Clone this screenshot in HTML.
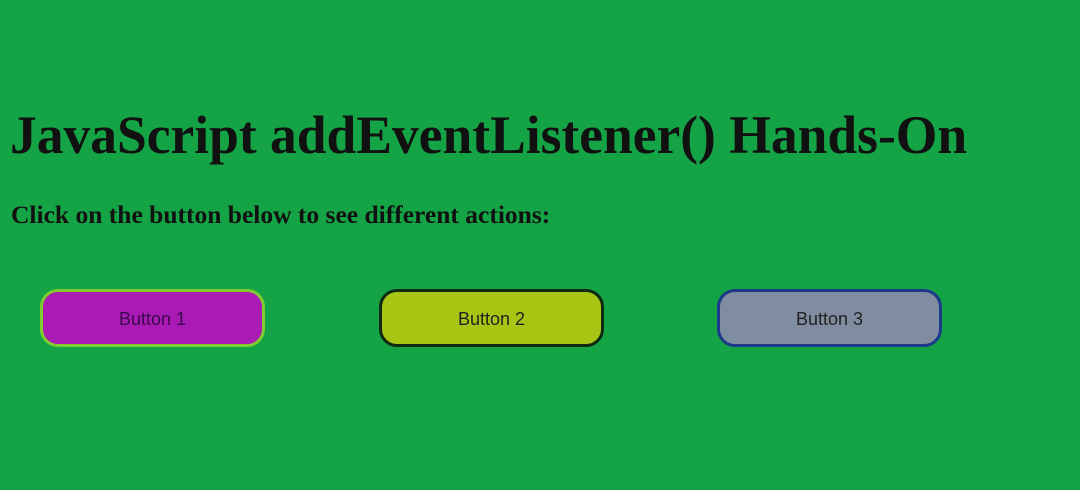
<!DOCTYPE html>
<html><head><style>
html,body{margin:0;padding:0;width:1080px;height:490px;background:#14a345;overflow:hidden}
h1{position:absolute;left:10px;top:104px;margin:0;font:bold 53.5px "Liberation Serif",serif;color:#111;white-space:nowrap}
p{position:absolute;left:11px;top:200px;margin:0;font:bold 25.5px "Liberation Serif",serif;color:#111;white-space:nowrap}
.b{position:absolute;top:289px;width:225px;height:58px;box-sizing:border-box;padding-top:3px;border-radius:18px;border:3px solid;font:18px "Liberation Sans",sans-serif;color:#222;display:flex;align-items:center;justify-content:center}
</style></head><body>
<h1>JavaScript addEventListener() Hands-On</h1>
<p>Click on the button below to see different actions:</p>
<div class="b" style="left:40px;background:#aa1bb3;border-color:#7fcc30;color:#3a0a50">Button 1</div>
<div class="b" style="left:379px;background:#a8c514;border-color:#0e2a12">Button 2</div>
<div class="b" style="left:717px;background:#808ca0;border-color:#1c3a8a">Button 3</div>
</body></html>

..............................

[Task statement] Omit pictures; set down the rest of the material word for word.

[Solution to the exercise]
Clone this screenshot in HTML.
<!DOCTYPE html>
<html><head><style>
html,body{margin:0;padding:0;width:1080px;height:490px;background:#14a345;overflow:hidden}
h1{position:absolute;left:10px;top:104px;margin:0;font:bold 53.5px "Liberation Serif",serif;color:#111;white-space:nowrap}
p{position:absolute;left:11px;top:200px;margin:0;font:bold 25.5px "Liberation Serif",serif;color:#111;white-space:nowrap}
.b{position:absolute;top:289px;width:225px;height:58px;box-sizing:border-box;padding-top:3px;border-radius:18px;border:3px solid;font:18px "Liberation Sans",sans-serif;color:#222;display:flex;align-items:center;justify-content:center}
</style></head><body>
<h1>JavaScript addEventListener() Hands-On</h1>
<p>Click on the button below to see different actions:</p>
<div class="b" style="left:40px;background:#aa1bb3;border-color:#7fcc30;color:#3a0a50">Button 1</div>
<div class="b" style="left:379px;background:#a8c514;border-color:#0e2a12">Button 2</div>
<div class="b" style="left:717px;background:#808ca0;border-color:#1c3a8a">Button 3</div>
</body></html>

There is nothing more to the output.